▶ **GIVEN EXERCISE**
Gather the lines that hold the string "this".

▶ **Entries with page source code**
────
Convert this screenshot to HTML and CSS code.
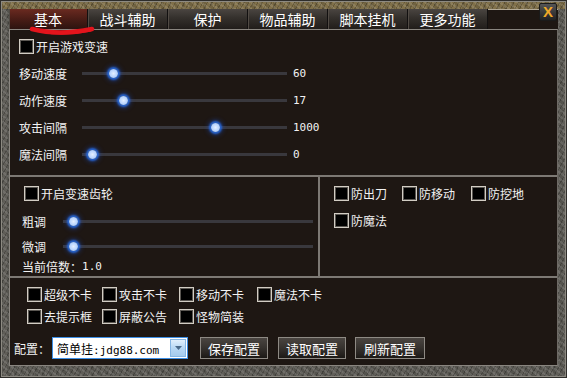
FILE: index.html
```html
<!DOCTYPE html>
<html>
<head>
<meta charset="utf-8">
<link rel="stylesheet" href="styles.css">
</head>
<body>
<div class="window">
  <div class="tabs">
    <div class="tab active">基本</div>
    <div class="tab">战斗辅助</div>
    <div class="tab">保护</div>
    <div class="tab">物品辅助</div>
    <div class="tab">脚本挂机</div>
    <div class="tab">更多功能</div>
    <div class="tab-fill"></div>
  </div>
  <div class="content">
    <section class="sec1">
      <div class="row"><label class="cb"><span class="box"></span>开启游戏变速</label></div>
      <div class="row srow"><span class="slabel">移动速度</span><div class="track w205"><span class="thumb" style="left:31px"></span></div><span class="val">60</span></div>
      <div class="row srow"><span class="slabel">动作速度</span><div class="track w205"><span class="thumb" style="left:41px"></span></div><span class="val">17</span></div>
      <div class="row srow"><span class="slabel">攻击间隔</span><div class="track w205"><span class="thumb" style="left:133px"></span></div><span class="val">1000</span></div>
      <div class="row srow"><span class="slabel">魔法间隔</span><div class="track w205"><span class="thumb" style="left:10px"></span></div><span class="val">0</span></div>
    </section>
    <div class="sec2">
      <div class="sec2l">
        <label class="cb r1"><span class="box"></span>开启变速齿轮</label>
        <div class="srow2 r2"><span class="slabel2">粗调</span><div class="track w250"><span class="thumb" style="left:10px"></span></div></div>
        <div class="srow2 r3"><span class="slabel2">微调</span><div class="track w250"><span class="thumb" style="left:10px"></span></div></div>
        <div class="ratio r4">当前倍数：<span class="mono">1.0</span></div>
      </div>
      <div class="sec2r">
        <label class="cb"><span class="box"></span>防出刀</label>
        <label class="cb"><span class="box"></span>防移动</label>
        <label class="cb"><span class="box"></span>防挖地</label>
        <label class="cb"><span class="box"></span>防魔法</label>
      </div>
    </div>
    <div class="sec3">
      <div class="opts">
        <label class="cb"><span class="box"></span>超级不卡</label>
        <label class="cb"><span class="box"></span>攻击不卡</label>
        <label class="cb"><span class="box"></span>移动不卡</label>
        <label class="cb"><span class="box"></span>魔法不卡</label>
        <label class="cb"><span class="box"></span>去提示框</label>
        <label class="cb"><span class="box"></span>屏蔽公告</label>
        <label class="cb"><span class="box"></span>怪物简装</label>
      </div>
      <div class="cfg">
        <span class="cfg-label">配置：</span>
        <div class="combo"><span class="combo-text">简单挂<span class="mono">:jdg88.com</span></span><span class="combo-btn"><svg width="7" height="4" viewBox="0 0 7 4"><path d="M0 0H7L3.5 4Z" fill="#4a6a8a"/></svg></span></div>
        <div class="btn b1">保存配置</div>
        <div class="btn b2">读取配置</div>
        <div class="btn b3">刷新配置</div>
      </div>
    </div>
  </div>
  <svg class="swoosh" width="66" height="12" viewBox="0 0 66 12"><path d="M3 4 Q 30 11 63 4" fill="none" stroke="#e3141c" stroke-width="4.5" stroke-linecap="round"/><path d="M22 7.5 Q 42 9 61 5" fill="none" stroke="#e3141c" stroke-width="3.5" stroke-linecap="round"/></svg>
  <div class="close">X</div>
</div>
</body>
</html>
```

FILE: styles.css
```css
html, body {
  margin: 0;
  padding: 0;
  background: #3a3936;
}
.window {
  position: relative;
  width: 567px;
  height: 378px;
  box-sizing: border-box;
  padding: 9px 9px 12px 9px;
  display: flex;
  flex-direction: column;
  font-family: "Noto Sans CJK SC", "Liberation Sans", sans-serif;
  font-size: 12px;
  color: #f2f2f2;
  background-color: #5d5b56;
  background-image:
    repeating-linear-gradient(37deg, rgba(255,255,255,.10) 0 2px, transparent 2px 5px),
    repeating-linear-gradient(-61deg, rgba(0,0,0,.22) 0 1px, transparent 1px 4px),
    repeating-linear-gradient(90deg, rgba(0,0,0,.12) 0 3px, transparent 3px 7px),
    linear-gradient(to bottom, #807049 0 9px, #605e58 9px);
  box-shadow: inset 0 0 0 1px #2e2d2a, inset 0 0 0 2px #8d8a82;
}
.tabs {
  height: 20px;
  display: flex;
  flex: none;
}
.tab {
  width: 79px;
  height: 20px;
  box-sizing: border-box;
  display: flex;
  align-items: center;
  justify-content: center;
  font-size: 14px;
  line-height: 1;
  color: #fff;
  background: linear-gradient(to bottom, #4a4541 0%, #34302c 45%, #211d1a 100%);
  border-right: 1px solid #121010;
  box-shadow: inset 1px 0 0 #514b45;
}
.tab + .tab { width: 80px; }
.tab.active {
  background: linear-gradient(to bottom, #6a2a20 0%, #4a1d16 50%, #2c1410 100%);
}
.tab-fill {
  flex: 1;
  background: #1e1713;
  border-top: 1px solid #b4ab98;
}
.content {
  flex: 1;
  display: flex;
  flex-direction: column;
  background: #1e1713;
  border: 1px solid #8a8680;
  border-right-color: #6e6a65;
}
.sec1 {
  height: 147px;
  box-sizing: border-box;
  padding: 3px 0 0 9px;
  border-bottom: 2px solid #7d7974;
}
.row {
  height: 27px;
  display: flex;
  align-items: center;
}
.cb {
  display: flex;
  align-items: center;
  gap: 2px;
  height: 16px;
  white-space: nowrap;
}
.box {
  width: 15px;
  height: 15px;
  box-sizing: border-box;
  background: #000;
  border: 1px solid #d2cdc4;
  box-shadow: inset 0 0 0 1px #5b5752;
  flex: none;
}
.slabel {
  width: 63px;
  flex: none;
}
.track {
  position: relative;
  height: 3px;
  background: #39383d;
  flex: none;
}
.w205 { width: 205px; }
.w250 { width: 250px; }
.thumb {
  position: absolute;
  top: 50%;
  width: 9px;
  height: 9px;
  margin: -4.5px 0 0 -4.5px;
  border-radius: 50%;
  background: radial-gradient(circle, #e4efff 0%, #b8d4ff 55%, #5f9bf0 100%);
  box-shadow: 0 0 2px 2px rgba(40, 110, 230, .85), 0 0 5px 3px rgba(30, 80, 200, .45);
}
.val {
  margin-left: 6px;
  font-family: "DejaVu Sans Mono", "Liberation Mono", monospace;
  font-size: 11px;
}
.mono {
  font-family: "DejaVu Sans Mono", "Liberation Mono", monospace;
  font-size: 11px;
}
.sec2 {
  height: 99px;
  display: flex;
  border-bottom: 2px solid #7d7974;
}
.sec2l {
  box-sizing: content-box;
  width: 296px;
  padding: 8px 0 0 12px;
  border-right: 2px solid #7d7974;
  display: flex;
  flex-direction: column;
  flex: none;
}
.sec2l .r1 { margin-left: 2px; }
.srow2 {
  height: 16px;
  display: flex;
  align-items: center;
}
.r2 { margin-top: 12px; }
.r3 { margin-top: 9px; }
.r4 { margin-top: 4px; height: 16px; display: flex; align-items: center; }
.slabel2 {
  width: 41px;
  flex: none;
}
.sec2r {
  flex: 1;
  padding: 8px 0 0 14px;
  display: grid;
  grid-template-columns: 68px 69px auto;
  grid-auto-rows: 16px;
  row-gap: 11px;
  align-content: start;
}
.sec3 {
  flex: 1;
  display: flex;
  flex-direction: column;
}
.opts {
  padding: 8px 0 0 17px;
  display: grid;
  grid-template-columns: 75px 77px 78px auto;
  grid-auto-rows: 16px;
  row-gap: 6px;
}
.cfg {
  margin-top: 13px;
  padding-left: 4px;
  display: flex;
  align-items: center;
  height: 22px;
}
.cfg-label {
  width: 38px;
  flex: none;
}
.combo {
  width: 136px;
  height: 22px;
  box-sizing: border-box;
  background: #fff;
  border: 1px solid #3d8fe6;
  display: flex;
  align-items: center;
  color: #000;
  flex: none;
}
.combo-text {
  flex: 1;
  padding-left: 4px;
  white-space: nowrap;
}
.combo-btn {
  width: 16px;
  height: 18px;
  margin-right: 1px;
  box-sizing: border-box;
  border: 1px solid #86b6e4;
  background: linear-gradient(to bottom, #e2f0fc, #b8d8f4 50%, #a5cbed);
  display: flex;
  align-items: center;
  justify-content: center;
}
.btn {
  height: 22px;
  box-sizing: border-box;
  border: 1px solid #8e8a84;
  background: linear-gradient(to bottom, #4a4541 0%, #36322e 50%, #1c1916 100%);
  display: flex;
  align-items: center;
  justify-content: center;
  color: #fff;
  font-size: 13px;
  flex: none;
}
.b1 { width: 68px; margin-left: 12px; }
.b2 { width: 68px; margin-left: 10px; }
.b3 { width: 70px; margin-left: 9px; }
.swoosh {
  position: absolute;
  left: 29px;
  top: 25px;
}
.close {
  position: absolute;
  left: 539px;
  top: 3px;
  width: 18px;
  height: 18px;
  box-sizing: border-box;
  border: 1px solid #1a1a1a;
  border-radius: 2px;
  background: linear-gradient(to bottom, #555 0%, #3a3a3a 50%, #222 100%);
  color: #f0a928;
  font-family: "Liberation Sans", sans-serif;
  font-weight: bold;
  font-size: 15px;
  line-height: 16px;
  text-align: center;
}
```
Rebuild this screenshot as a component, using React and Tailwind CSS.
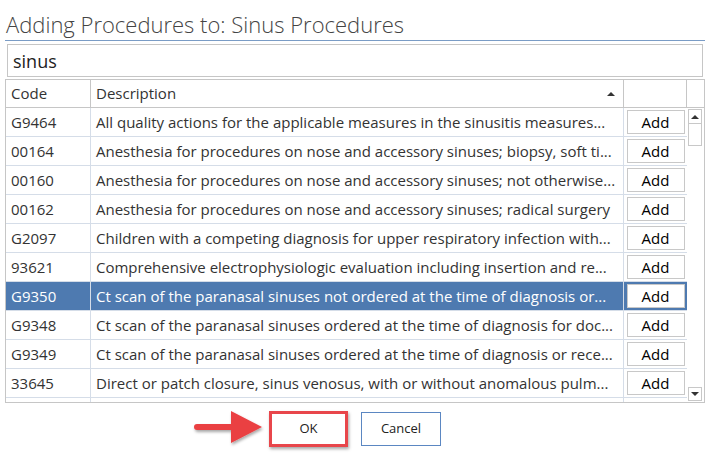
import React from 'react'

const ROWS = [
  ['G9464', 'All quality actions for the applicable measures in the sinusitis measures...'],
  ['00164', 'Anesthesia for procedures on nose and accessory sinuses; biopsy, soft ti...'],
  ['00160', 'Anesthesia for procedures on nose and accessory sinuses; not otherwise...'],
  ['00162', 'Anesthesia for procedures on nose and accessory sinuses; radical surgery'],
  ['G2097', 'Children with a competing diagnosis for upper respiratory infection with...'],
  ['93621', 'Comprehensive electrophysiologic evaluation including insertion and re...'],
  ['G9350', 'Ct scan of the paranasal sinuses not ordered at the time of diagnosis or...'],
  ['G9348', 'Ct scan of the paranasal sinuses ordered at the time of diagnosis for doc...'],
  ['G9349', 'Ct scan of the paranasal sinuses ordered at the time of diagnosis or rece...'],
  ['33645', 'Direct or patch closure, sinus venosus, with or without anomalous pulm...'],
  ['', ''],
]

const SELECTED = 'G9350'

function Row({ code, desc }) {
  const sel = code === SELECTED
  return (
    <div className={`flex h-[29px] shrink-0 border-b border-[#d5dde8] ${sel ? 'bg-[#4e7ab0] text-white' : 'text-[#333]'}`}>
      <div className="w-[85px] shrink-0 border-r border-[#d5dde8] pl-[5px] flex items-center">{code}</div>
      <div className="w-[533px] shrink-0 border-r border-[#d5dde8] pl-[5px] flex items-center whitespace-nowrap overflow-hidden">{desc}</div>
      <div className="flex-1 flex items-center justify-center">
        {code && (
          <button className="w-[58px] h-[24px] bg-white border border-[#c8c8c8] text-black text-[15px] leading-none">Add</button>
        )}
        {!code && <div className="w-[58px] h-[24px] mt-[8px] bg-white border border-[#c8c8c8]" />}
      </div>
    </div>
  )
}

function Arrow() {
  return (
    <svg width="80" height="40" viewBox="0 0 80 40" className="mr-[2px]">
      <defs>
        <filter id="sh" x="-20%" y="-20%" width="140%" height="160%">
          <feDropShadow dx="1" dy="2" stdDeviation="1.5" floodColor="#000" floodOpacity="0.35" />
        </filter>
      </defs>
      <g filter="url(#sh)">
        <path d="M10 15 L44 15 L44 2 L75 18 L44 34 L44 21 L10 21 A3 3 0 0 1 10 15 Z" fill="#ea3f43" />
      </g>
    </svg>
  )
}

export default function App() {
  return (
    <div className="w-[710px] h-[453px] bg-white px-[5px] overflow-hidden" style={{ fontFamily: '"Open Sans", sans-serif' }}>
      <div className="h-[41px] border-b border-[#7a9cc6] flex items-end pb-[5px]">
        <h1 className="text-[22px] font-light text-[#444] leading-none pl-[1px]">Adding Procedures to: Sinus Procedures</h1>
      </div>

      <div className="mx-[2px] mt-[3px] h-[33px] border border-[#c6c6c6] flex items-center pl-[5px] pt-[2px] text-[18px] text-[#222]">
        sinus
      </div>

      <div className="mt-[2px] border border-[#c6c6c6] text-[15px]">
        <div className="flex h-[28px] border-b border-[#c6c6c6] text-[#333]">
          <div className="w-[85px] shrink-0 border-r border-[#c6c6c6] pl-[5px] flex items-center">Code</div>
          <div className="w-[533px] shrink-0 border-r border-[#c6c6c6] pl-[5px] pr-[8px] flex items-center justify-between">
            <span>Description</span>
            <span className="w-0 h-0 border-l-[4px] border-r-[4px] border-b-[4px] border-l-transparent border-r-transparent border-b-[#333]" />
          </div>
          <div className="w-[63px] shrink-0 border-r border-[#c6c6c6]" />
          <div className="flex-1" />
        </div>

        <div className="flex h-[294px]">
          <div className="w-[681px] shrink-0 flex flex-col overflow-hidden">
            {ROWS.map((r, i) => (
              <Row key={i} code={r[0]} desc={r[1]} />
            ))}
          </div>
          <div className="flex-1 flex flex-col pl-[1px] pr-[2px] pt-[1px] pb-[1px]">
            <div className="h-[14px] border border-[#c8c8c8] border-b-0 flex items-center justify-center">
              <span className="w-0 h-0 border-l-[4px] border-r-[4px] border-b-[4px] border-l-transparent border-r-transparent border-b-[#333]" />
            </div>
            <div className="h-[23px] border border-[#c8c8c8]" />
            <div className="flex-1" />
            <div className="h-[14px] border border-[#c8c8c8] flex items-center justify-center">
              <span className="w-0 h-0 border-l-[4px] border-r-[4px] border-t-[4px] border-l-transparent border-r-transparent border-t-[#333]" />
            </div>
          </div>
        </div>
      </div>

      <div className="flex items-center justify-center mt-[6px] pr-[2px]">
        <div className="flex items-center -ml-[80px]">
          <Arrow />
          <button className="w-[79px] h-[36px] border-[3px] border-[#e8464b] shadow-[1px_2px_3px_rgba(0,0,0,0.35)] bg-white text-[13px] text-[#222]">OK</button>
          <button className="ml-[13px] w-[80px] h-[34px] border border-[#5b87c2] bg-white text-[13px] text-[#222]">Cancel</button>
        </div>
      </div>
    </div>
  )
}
────
▶ **FINAL ANSWER**
Convert this screenshot to HTML and CSS code.
Rebuild this screenshot as a component, using React and Tailwind CSS.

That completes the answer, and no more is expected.